Teaching Students to Get Inspired by Nondance Forms
January 30, 2024

Although the fields of dance and choreography are inextricably intertwined, they’re often taught as separate skills in the studio setting. While some dancers might have experience with choreography before beginning a college dance program or embarking on a professional performance career, many pick up this skill as they mature. But beginning to plant choreographic seeds in your students’ lives early on will serve them well as they grow as dancers. 

A simple way to introduce choreographic ideas is to teach your students to find and honor their inspirations. Many professional dance artists, like Heidi Duckler, whose creations for her eponymous company, Heidi Duckler Dance, have been pioneering in the site-specific realm, find creative fodder in other art forms outside of dance. 

“I’m inspired by real life. I’m inspired by people, the conditions of people, and the way they exist in their environments. All my work has that at its core, but I’m also inspired by architecture, by buildings, by cities,” says Duckler, who has also used sculpture and literature, among other mediums, for inspiration. 

Turn Prop Work Into Partner Work

Stefanie Batten-Bland, a multi-hyphenate dance artist and the founding artistic director of Company SBB and CONCRETE immersive theater summer intensive, advises incorporating objects and surfaces into classes to increase partnering ranges. Have students bring a few favorite objects from home (alternatively, you can bring a few objects from your home, or use items from around the studio), that they can practice interacting with during class. Encourage students to think about the relationship they have with the object as more than a prop. 

“That’s the first thing: changing the identity of something,” Batten-Bland explains. “That’s a wonderful way for teachers to start exploring relationships with other elements.”

Duckler also recommends this exercise, adding that this “relationship-building” can extend to the physical space as well. Encourage students to think about aspects of the room, like the floor or a corner, in terms of creative inspiration and movement creation.

“Look at them in different ways, and upside down,” she explains. “There are so many things that are kind of fun to play with.”

Reconsider Space Within the Studio

Another way to motivate students to think outside the box when it comes to inspiration is to turn the studio into a blank canvas. Batten-Bland encourages teachers to work with and without mirrors and think about how reflection is used in lesson plans.

“The space does not dominate a student; rather, a student can create whatever space they want inside of a dance studio,” Batten-Bland says. The elimination of mirrors can challenge the perception that there is a “front” or “back” of the performance space. This will allow students to “realize that they can be seen from any perspective and that there’s value in every part of them working and performing,” she explains.

This method has direct ties to Duckler’s site-specific approach to dancemaking, too. By teaching students to be aware of how a dance might be perceived from many angles, you can prepare them for thinking in terms of all kinds of work, not just pieces that take place on a traditional stage.

“When you’re in a proscenium situation, you have a ticket, you have a seat, you have a certain perspective already designated for you,” she says. “In site-specific work, you see things from different points of view already; it’s inherent.”

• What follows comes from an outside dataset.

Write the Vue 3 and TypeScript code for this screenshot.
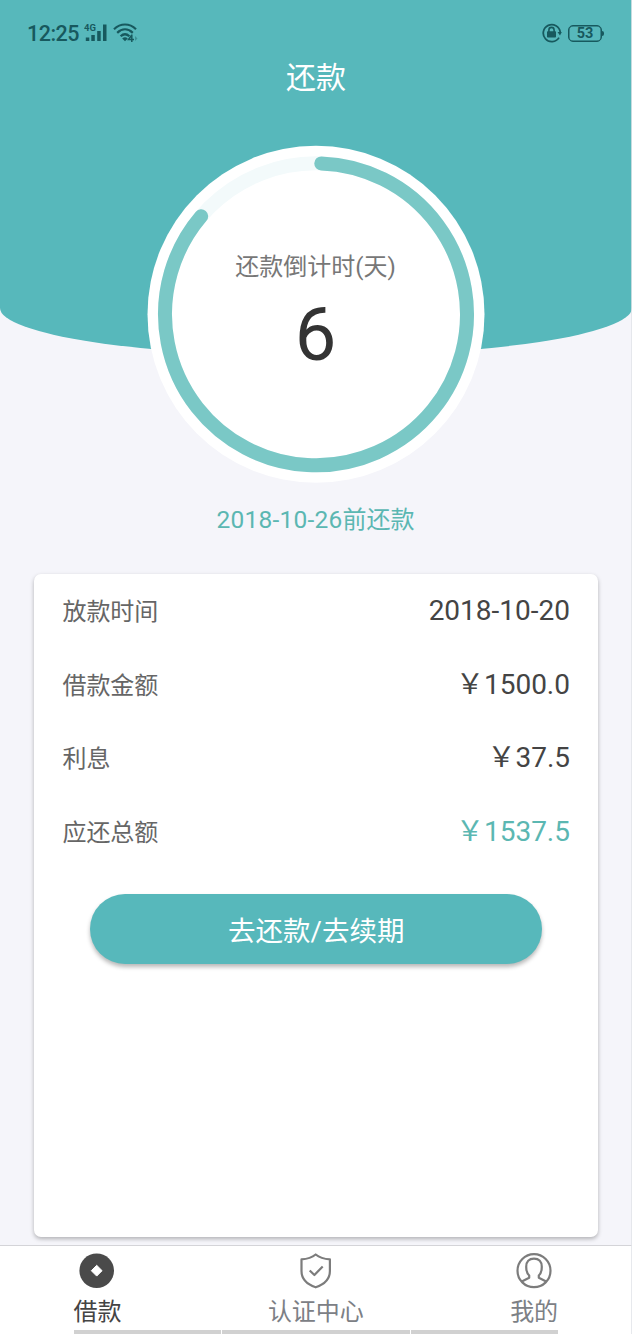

COMPANY SBB IN STEFANIE BATTEN BLAND’S LOOK WHO’S COMING TO DINNER. PHOTO BY MARIA BARANOVA, COURTESY COMPANY SBB.

Encourage Conversation

Duckler recommends fostering conversations surrounding inspirations, perceptions, and processes in the studio. This practice can be helpful to encourage dancers to see things from different points of view, which can help not only with generating inspiration, but will also impart vital collaboration tools.

“To collaborate with artists of different disciplines is really interesting because you get to see different perspectives and hear different points of view, and get to understand things from a different side,” Duckler explains. “Those conversations are important to have.”

To create this back-and-forth between students—and to help them generate inspiration—have them take a look around the studio (or wherever you’re holding class) to notice different elements of the room and the objects and people in it. Then, talk in a group about what students found interesting or inspiring. 

“Active observation is something that can be really developed, and then harnessed,” Duckler explains. “And then to have conversations about those things, too, is really helpful.”